-- Your goal --
Find the lines that hold the word "components" and return them.

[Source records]
● ● ●
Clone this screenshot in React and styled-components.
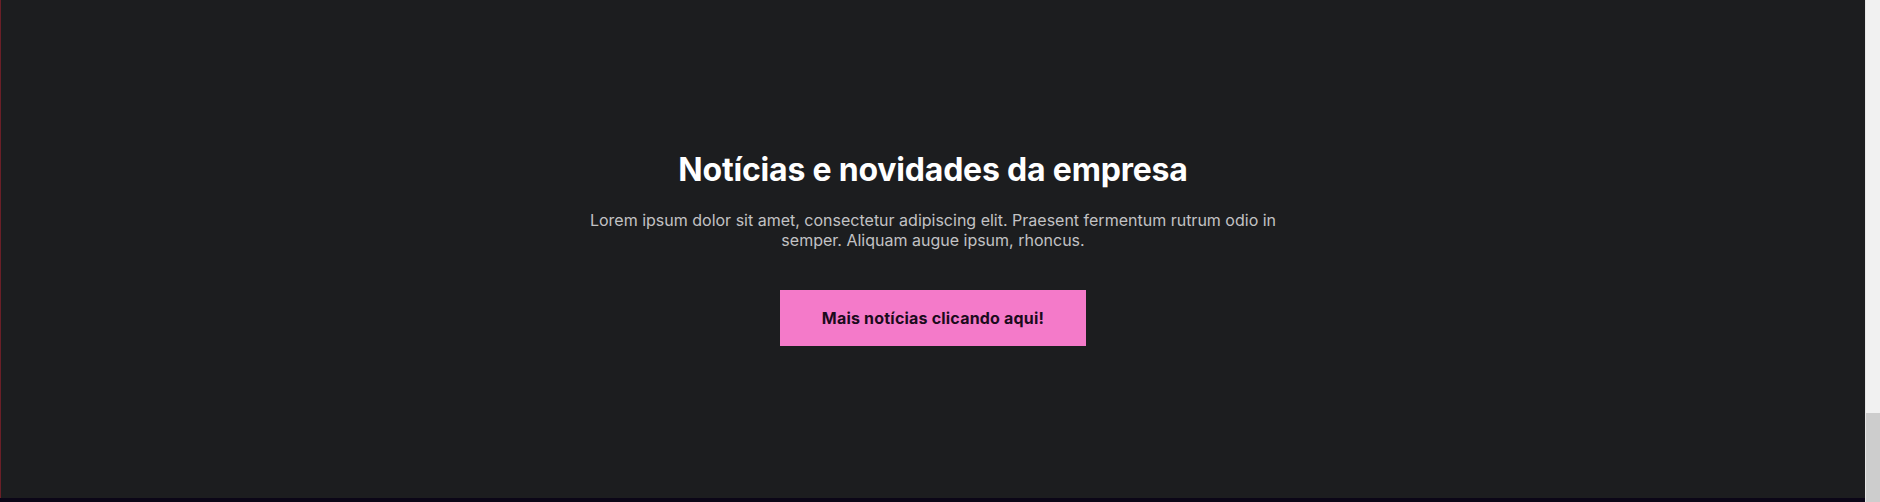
import React from "react";
import styled, { createGlobalStyle } from "styled-components";

const Global = createGlobalStyle`
  html, body { margin: 0; padding: 0; height: 100%; overflow: hidden; }
  body { background: #1c1d1f; font-family: Inter, "Noto Sans", sans-serif; }
  #root { height: 100%; }
`;

const Frame = styled.div`
  display: flex;
  height: 502px;
  width: 100%;
`;

const Main = styled.div`
  flex: 1;
  display: flex;
  flex-direction: column;
  min-width: 0;
`;

const Section = styled.section`
  flex: 1;
  background: #1c1d1f;
  border-left: 1px solid #6a1f27;
  display: flex;
  flex-direction: column;
  align-items: center;
  padding-top: 151px;
  box-sizing: border-box;
`;

const Heading = styled.h2`
  margin: 0;
  font-family: Inter, sans-serif;
  font-weight: 700;
  font-size: 32px;
  line-height: 38px;
  letter-spacing: -0.2px;
  color: #ffffff;
  text-align: center;
`;

const Lead = styled.p`
  margin: 21px 0 0;
  max-width: 720px;
  font-family: Inter, sans-serif;
  font-size: 16px;
  line-height: 20px;
  color: #c2c2c4;
  text-align: center;
`;

const Cta = styled.a`
  margin-top: 40px;
  display: flex;
  align-items: center;
  justify-content: center;
  width: 306px;
  height: 56px;
  background: #f47ac9;
  color: #1b0b1c;
  font-family: Inter, sans-serif;
  font-weight: 700;
  font-size: 16px;
  letter-spacing: 0.2px;
  text-decoration: none;
  cursor: pointer;
`;

const BottomEdge = styled.div`
  height: 4px;
  background: #0b0617;
`;

const ScrollTrack = styled.div`
  width: 15px;
  background: #f1f1f1;
  border-left: 1px solid #e6e6e6;
  box-sizing: border-box;
  display: flex;
  flex-direction: column;
  justify-content: flex-end;
`;

const ScrollThumb = styled.div`
  height: 89px;
  background: #cdcdcd;
`;

export default function App() {
  return (
    <>
      <Global />
      <Frame>
        <Main>
          <Section>
            <Heading>Notícias e novidades da empresa</Heading>
            <Lead>
              Lorem ipsum dolor sit amet, consectetur adipiscing elit. Praesent fermentum rutrum odio in
              semper. Aliquam augue ipsum, rhoncus.
            </Lead>
            <Cta href="#">Mais notícias clicando aqui!</Cta>
          </Section>
          <BottomEdge />
        </Main>
        <ScrollTrack>
          <ScrollThumb />
        </ScrollTrack>
      </Frame>
    </>
  );
}
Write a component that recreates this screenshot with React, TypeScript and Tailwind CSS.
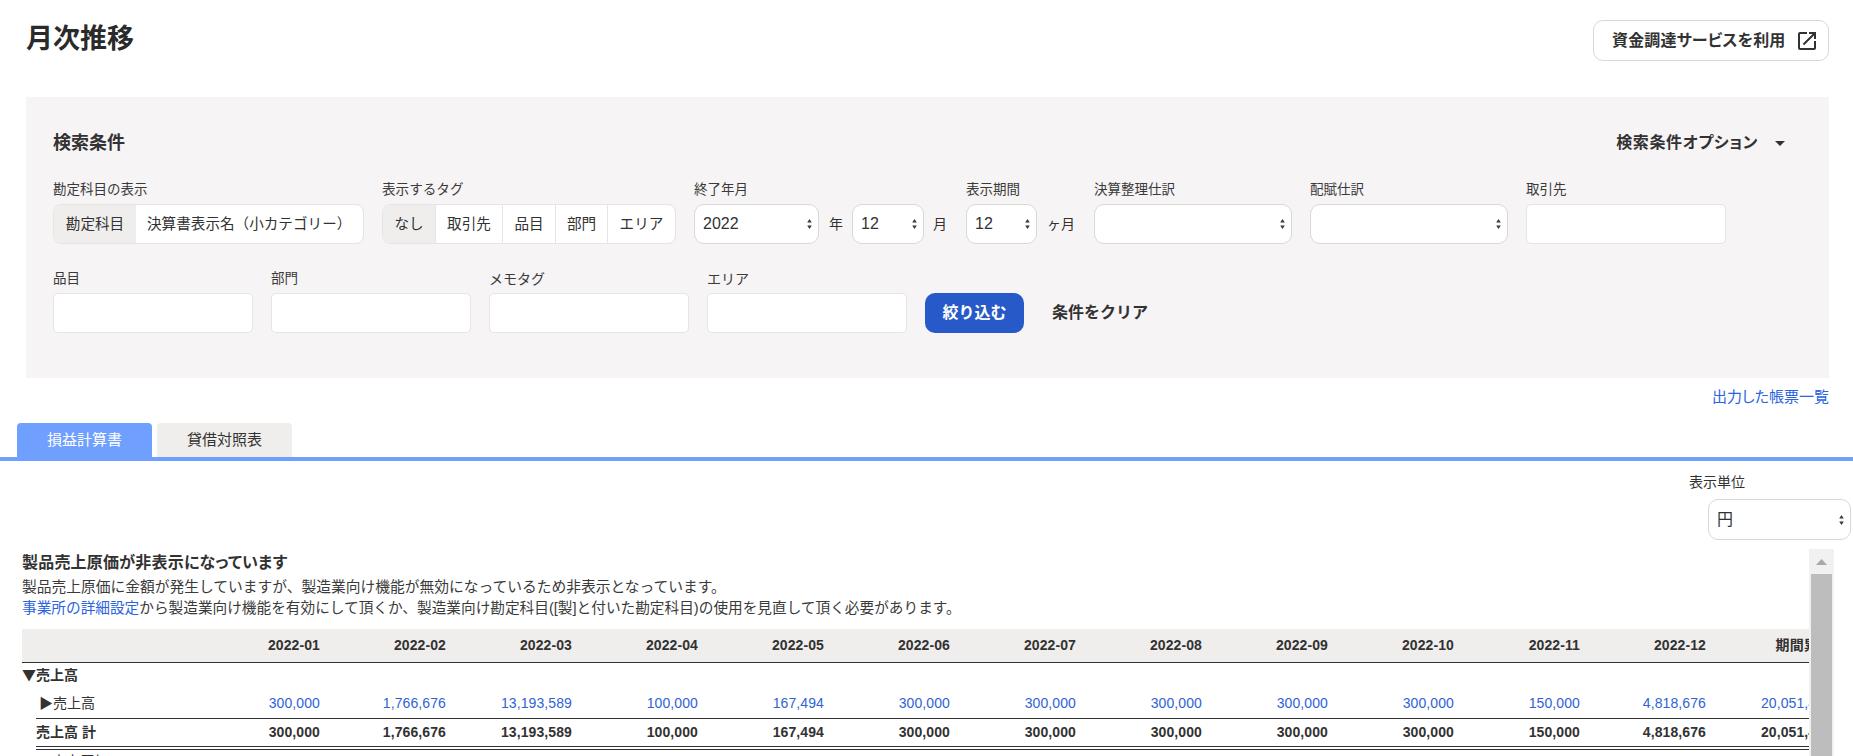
import React from "react";

const Arrows = () => (
  <svg className="absolute right-[7px] top-1/2 -translate-y-1/2 pointer-events-none" width="5" height="11" viewBox="0 0 5 11">
    <path d="M2.5 0.5 L4.8 4 H0.2 Z M2.5 10.5 L0.2 7 H4.8 Z" fill="#3a3a3a" />
  </svg>
);

const Select = ({ w, value, h = "h-[40px]" }: { w: string; value?: string; h?: string }) => (
  <div className={`relative shrink-0 ${h} ${w}`}>
    <select
      defaultValue={value ?? ""}
      className="w-full h-full appearance-none rounded-[10px] bg-white border border-[#d9d8d7] pl-[8px] text-[16px] text-[#323232] [font-family:'Liberation_Sans','Noto_Sans_CJK_JP',sans-serif]"
    >
      <option value={value ?? ""}>{value ?? ""}</option>
    </select>
    <Arrows />
  </div>
);

const Field = ({ label, cls = "text-[13.5px]", children }: { label: string; cls?: string; children: React.ReactNode }) => (
  <div className="flex flex-col shrink-0">
    <div className={`h-[20px] mb-[4px] leading-[20px] text-[#3a3a3a] whitespace-nowrap ${cls}`}>{label}</div>
    {children}
  </div>
);

const Input = () => (
  <input className="h-[40px] w-[200px] bg-white border border-[#e6e5e4] rounded-[5px]" />
);

const months = ["2022-01","2022-02","2022-03","2022-04","2022-05","2022-06","2022-07","2022-08","2022-09","2022-10","2022-11","2022-12"];
const values = ["300,000","1,766,676","13,193,589","100,000","167,494","300,000","300,000","300,000","300,000","300,000","150,000","4,818,676","20,051,435"];

const Cell = ({ children, cls = "" }: { children?: React.ReactNode; cls?: string }) => (
  <div className={`w-[126px] shrink-0 text-right whitespace-nowrap tracking-[0.1px] ${cls}`}>{children}</div>
);

export default function App() {
  return (
    <div className="w-[1853px] h-[756px] overflow-hidden bg-white text-[#323232] text-[14px] [font-family:'Liberation_Sans','Noto_Sans_CJK_JP',sans-serif]">
      {/* header */}
      <div className="h-[97px] pl-[26px] pr-[24px] pt-[20px] flex justify-between items-start">
        <h1 className="mt-[1px] text-[27px] leading-[37px] font-bold text-[#2a2a2a]">月次推移</h1>
        <button className="h-[41px] w-[236px] pl-[18px] flex items-center bg-white border border-[#d9d8d7] rounded-[10px]">
          <span className="text-[16px] font-bold whitespace-nowrap w-[183px] text-left [font-feature-settings:'palt'] tracking-[0.15px]">資金調達サービスを利用</span>
          <svg width="24" height="24" viewBox="0 0 24 24" fill="#323232">
            <path d="M19 19H5V5h7V3H5a2 2 0 0 0-2 2v14a2 2 0 0 0 2 2h14c1.1 0 2-.9 2-2v-7h-2v7zM14 3v2h3.59l-9.83 9.83 1.41 1.41L19 6.41V10h2V3h-7z" />
          </svg>
        </button>
      </div>

      {/* search panel */}
      <div className="ml-[26px] mr-[24px] h-[281px] bg-[#f6f4f5] pl-[27px] pt-[32px]">
        <div className="h-[28px] flex justify-between items-center pr-[44px]">
          <div className="text-[18px] font-bold">検索条件</div>
          <div className="flex items-center">
            <span className="text-[16px] font-bold [font-feature-settings:'palt'] tracking-[0.6px]">検索条件オプション</span>
            <svg className="ml-[17px]" width="10" height="5" viewBox="0 0 10 5"><path d="M0 0H10L5 5Z" fill="#323232" /></svg>
          </div>
        </div>

        <div className="mt-[23px] flex gap-[18px]">
          <Field label="勘定科目の表示">
            <div className="h-[40px] w-[311px] flex rounded-[8px] border border-[#e6e5e4] bg-white overflow-hidden leading-[38px] text-[14.6px]">
              <div className="w-[82px] text-center bg-[#efeeed]">勘定科目</div>
              <div className="pl-[11px] whitespace-nowrap">決算書表示名（小カテゴリー）</div>
            </div>
          </Field>
          <Field label="表示するタグ" cls="text-[13.6px]">
            <div className="h-[40px] w-[294px] flex rounded-[8px] border border-[#e6e5e4] bg-white overflow-hidden leading-[38px] text-[14.6px] divide-x divide-[#e6e5e4]">
              <div className="w-[53px] text-center bg-[#efeeed]">なし</div>
              <div className="w-[67px] text-center">取引先</div>
              <div className="w-[53px] text-center">品目</div>
              <div className="w-[52px] text-center">部門</div>
              <div className="w-[67px] text-center">エリア</div>
            </div>
          </Field>
          <Field label="終了年月">
            <div className="flex items-center">
              <Select w="w-[125px]" value="2022" />
              <span className="ml-[10px] mr-[9px]">年</span>
              <Select w="w-[72px]" value="12" />
              <span className="ml-[9px] mr-[1px]">月</span>
            </div>
          </Field>
          <Field label="表示期間">
            <div className="flex items-center">
              <Select w="w-[71px]" value="12" />
              <span className="ml-[10px] mr-[1px] w-[28px] whitespace-nowrap">ヶ月</span>
            </div>
          </Field>
          <Field label="決算整理仕訳"><Select w="w-[198px]" /></Field>
          <Field label="配賦仕訳"><Select w="w-[198px]" /></Field>
          <Field label="取引先"><Input /></Field>
        </div>

        <div className="mt-[25px] flex gap-[18px] items-end">
          <Field label="品目"><Input /></Field>
          <Field label="部門"><Input /></Field>
          <Field label="メモタグ" cls="text-[14px]"><Input /></Field>
          <Field label="エリア" cls="text-[14px]"><Input /></Field>
          <button className="h-[40px] w-[99px] rounded-[10px] bg-[#2859c9] text-white text-[16px] font-bold">絞り込む</button>
          <button className="h-[40px] ml-[10px] text-[16px] font-bold">条件をクリア</button>
        </div>
      </div>

      {/* report list link */}
      <div className="h-[45px] pr-[24px] pt-[8px] text-right">
        <a className="text-[15px] leading-[22px] text-[#2a63e0] [font-feature-settings:'palt']">出力した帳票一覧</a>
      </div>

      {/* tabs */}
      <div className="h-[38px] border-b-[4px] border-[#70a0ff] pl-[17px] flex gap-[5px]">
        <div className="w-[135px] h-[34px] rounded-t-[4px] bg-[#70a0ff] text-white text-[15px] leading-[34px] text-center">損益計算書</div>
        <div className="w-[135px] h-[34px] rounded-t-[4px] bg-[#efeeed] text-[15px] leading-[34px] text-center">貸借対照表</div>
      </div>

      {/* unit */}
      <div className="flex justify-end pr-[2px] pt-[11px]">
        <div className="w-[162px] flex flex-col">
          <div className="h-[20px] mb-[7px] leading-[20px]">表示単位</div>
          <div className="self-end"><Select w="w-[143px]" h="h-[41px]" value="円" /></div>
        </div>
      </div>

      {/* main */}
      <div className="mt-[9px] flex pl-[22px]">
        <div className="w-[1787px] overflow-hidden">
          <div className="h-[28px] leading-[28px] text-[16px] font-bold whitespace-nowrap [font-feature-settings:'palt'] tracking-[0.2px]">製品売上原価が非表示になっています</div>
          <div className="text-[14.75px] leading-[21px] whitespace-nowrap text-[#3a3a3a]">製品売上原価に金額が発生していますが、製造業向け機能が無効になっているため非表示となっています。</div>
          <div className="text-[14.67px] leading-[21px] whitespace-nowrap text-[#3a3a3a]">
            <a className="text-[#2a63e0]">事業所の詳細設定</a>から製造業向け機能を有効にして頂くか、製造業向け勘定科目([製]と付いた勘定科目)の使用を見直して頂く必要があります。
          </div>

          <div className="mt-[10px] w-[1810px]">
            <div className="h-[34px] flex items-center font-bold bg-[#efeeed] border-b border-[#323232]">
              <div className="w-[172px] shrink-0" />
              {months.map((m) => <Cell key={m}>{m}</Cell>)}
              <Cell>期間累計</Cell>
            </div>
            <div className="h-[27px] leading-[23px] font-bold"><span className="font-['Noto_Sans_CJK_JP']">▼</span>売上高</div>
            <div className="ml-[14px] h-[29px] pb-[2px] flex items-center border-b border-[#323232]">
              <div className="w-[158px] shrink-0 pl-[3px]">▶売上高</div>
              {values.map((v, i) => <Cell key={i} cls="text-[#2f63d6]">{v}</Cell>)}
            </div>
            <div className="ml-[14px] h-[31px] flex items-center font-bold border-b-[4px] border-double border-[#323232]">
              <div className="w-[158px] shrink-0">売上高 計</div>
              {values.map((v, i) => <Cell key={i}>{v}</Cell>)}
            </div>
            <div className="ml-[14px] h-[28px] pl-[16px] leading-[22px]">売上原価</div>
          </div>
        </div>
        <div className="w-[25px] h-[300px] bg-[#f1f1f1] flex flex-col">
          <div className="h-[25px] flex items-center justify-center">
            <svg width="11" height="6" viewBox="0 0 11 6"><path d="M5.5 0L11 6H0Z" fill="#a8a8a8" /></svg>
          </div>
          <div className="flex-1 mx-[2px] bg-[#bdbdbd]" />
        </div>
      </div>
    </div>
  );
}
● ● ●
-- Result for this exercise --
Clone this screenshot in React and styled-components.
import styled, { createGlobalStyle } from "styled-components";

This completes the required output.